__EXERCISE REQUIREMENTS__. Scan the listing below. Report each line that includes "components".

[Begin COLLECTED MATERIAL]

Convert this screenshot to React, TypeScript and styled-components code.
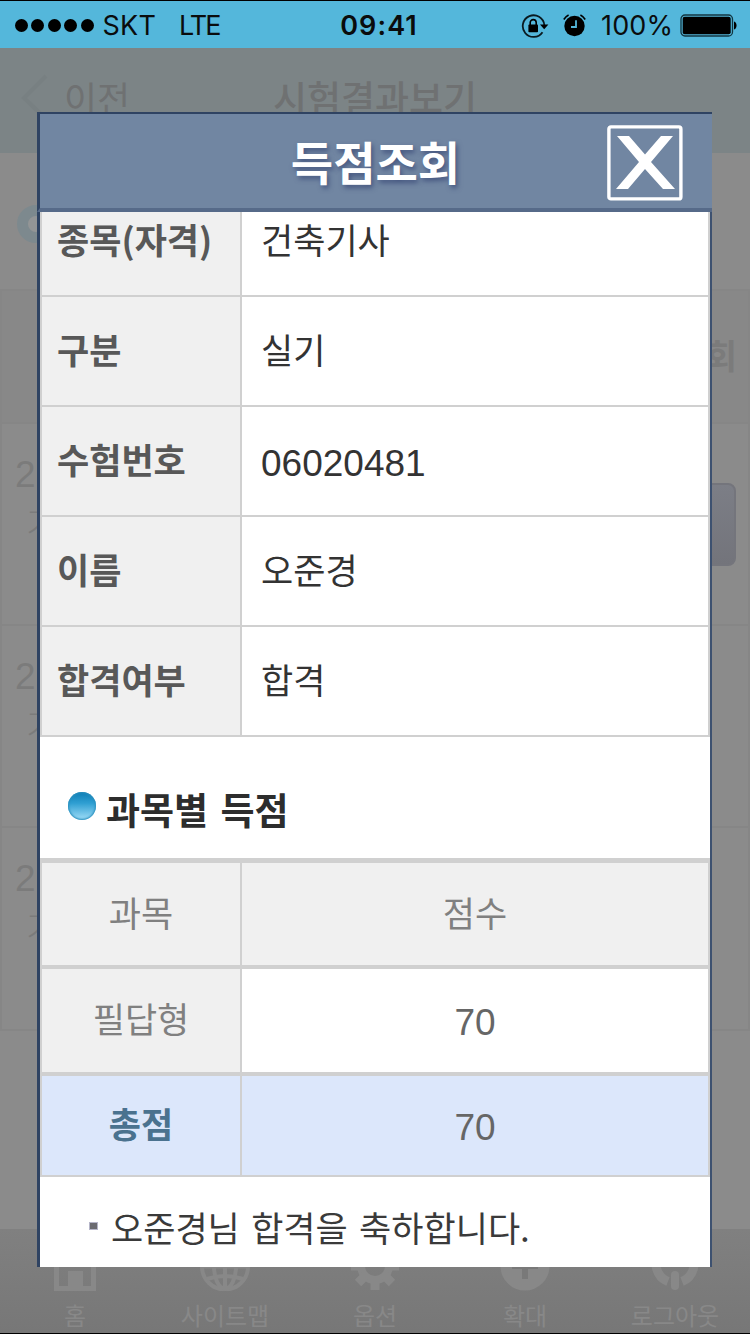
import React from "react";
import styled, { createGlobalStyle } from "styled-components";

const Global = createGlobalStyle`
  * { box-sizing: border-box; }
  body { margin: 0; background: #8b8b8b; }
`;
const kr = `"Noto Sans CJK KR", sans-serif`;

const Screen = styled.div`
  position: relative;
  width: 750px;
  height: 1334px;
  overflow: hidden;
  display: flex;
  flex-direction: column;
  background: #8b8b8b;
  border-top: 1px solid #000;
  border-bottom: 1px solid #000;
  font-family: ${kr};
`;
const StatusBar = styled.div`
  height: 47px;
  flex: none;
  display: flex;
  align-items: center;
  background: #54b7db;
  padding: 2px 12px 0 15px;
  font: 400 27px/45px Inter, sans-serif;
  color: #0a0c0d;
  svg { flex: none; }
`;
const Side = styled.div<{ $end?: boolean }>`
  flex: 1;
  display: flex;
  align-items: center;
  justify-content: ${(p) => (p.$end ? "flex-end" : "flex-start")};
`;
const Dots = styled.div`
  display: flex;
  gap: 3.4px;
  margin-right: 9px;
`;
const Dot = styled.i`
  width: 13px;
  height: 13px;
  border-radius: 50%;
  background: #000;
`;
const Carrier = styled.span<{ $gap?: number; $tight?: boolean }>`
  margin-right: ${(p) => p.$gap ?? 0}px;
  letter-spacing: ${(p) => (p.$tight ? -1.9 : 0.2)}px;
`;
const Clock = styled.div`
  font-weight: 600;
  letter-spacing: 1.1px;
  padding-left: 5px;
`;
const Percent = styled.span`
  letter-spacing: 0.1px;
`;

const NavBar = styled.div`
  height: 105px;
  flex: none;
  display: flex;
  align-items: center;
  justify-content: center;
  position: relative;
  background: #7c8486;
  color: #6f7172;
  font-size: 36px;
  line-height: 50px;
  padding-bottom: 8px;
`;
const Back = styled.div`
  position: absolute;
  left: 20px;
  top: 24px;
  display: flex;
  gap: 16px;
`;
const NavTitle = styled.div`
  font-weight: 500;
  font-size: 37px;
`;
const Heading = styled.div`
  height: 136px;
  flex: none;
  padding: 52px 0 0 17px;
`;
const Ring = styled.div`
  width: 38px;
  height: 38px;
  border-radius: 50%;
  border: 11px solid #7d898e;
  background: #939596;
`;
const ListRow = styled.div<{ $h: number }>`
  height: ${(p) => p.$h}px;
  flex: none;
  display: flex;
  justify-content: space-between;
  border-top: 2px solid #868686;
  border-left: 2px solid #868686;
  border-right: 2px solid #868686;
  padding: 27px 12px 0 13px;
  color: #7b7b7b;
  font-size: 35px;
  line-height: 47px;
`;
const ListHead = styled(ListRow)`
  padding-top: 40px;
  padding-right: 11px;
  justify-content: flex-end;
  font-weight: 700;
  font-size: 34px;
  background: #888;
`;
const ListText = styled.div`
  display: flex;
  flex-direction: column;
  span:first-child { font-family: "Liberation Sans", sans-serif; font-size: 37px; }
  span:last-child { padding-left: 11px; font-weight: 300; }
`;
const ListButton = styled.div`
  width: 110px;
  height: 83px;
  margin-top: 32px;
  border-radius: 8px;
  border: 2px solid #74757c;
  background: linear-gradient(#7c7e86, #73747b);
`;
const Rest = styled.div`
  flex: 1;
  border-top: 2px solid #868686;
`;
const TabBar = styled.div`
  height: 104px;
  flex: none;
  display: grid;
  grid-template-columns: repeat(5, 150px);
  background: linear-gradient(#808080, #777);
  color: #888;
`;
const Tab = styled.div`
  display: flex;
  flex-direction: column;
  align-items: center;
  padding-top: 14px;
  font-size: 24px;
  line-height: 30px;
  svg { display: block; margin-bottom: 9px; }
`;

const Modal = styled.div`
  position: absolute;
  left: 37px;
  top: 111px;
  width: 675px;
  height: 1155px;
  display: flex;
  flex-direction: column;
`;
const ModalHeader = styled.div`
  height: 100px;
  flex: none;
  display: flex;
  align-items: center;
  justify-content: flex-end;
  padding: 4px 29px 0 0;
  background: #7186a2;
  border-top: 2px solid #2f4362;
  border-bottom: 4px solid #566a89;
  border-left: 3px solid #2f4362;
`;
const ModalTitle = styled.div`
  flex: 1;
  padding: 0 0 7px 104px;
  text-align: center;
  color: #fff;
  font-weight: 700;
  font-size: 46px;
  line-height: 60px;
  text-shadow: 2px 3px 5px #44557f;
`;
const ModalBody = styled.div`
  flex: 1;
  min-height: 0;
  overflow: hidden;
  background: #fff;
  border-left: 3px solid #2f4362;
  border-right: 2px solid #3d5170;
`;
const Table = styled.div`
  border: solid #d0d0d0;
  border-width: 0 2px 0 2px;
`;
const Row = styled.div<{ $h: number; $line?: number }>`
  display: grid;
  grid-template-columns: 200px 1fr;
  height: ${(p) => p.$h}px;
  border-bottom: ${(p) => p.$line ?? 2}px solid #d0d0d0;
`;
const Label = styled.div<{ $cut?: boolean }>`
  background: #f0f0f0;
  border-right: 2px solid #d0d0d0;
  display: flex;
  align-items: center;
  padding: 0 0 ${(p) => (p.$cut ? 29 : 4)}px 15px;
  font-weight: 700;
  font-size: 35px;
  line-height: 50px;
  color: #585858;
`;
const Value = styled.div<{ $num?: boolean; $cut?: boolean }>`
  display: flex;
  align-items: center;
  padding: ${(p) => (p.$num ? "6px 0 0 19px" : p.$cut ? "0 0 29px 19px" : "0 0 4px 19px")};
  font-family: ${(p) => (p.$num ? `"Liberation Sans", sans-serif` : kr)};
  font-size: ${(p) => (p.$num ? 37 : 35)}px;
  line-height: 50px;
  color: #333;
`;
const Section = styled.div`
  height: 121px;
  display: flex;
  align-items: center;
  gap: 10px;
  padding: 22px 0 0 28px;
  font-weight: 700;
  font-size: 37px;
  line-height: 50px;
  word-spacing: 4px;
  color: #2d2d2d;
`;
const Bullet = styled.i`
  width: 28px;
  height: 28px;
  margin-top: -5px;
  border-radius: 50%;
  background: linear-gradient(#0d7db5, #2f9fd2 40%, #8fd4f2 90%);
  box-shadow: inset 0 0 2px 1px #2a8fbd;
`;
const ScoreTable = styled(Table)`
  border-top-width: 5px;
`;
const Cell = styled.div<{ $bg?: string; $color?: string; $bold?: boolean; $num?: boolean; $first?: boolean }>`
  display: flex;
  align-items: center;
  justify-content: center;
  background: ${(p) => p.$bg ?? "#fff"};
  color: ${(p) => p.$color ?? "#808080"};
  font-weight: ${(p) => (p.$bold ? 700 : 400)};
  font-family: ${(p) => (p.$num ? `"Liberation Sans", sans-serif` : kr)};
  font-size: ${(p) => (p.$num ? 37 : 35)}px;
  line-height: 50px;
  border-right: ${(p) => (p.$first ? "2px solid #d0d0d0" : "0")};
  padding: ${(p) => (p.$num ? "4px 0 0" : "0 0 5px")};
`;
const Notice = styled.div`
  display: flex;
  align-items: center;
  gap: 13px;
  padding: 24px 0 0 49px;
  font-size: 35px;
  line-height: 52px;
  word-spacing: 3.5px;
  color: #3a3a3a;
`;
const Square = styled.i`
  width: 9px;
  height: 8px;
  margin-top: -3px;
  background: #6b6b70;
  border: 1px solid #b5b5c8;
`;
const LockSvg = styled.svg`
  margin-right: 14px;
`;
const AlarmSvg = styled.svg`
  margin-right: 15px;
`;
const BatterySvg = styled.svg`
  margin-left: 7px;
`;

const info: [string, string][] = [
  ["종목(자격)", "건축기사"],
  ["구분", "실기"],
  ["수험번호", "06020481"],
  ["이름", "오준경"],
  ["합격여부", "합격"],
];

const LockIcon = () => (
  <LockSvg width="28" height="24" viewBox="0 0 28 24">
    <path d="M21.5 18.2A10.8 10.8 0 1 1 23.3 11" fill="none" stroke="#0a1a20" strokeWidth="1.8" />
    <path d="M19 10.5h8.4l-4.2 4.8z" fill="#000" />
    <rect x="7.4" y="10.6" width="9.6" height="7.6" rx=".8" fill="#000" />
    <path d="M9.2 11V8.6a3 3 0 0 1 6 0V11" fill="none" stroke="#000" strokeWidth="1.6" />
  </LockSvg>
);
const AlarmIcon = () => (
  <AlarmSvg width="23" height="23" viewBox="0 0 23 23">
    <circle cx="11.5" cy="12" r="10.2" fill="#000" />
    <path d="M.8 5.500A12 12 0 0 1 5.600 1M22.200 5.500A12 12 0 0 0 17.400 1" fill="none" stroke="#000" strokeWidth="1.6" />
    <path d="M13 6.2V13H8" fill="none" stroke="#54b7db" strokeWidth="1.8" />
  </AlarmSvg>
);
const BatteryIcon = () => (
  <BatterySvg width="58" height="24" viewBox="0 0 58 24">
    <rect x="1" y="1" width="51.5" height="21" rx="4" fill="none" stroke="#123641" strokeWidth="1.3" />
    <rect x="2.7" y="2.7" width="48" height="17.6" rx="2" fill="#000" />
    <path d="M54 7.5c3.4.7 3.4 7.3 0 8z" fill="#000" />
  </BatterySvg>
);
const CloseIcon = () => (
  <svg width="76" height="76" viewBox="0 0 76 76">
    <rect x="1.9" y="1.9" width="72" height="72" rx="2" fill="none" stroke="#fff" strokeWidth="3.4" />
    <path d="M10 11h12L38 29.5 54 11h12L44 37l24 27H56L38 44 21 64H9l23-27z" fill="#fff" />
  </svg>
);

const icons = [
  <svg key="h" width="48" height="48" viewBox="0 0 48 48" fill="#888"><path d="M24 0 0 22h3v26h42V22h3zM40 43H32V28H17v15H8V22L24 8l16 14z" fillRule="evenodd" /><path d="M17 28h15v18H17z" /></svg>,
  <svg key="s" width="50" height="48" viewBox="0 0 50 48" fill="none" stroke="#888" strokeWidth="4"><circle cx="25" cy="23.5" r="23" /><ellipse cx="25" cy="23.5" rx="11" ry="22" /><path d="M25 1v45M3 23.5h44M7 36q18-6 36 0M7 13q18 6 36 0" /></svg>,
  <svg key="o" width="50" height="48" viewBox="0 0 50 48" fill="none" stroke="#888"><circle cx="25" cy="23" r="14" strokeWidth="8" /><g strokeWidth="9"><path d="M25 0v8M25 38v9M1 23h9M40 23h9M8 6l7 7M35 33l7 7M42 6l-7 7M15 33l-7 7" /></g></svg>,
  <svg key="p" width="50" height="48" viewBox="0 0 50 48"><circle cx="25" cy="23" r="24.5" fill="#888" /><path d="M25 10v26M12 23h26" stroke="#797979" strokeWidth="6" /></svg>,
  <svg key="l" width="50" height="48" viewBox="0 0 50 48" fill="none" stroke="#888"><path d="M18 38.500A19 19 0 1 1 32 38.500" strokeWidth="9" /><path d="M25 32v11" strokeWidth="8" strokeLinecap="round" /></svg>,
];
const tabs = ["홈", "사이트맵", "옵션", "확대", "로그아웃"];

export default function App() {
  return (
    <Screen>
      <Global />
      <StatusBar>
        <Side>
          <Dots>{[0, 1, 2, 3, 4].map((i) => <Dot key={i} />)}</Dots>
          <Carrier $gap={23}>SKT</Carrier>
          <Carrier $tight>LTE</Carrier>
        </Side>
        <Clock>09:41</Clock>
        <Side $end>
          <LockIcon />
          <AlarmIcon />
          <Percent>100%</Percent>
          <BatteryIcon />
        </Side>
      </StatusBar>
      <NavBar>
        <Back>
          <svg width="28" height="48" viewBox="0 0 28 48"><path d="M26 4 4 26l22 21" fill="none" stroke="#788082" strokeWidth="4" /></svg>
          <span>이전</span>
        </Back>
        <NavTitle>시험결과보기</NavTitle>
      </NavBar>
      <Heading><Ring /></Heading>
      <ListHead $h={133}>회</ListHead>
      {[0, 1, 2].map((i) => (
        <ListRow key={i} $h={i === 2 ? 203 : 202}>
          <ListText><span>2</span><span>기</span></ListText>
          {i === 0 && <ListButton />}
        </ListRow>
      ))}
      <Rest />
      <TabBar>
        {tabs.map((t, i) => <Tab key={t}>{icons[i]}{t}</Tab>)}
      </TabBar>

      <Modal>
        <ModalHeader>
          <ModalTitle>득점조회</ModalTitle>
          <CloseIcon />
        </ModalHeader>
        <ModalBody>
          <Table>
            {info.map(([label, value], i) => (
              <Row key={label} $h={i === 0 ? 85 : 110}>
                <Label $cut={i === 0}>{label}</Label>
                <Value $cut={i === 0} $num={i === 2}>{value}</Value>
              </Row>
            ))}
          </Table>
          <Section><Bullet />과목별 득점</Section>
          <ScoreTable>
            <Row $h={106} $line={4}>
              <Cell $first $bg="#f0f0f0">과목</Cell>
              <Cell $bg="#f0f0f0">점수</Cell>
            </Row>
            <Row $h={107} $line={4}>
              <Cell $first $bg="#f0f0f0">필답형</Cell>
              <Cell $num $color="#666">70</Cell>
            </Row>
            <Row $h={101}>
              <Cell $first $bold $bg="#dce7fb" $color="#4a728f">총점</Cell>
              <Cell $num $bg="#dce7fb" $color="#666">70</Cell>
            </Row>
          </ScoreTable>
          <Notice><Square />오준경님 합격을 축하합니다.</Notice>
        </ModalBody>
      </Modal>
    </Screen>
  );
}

[End COLLECTED MATERIAL]

__ANSWER TO THIS EXERCISE__.
Convert this screenshot to React, TypeScript and styled-components code.
import styled, { createGlobalStyle } from "styled-components";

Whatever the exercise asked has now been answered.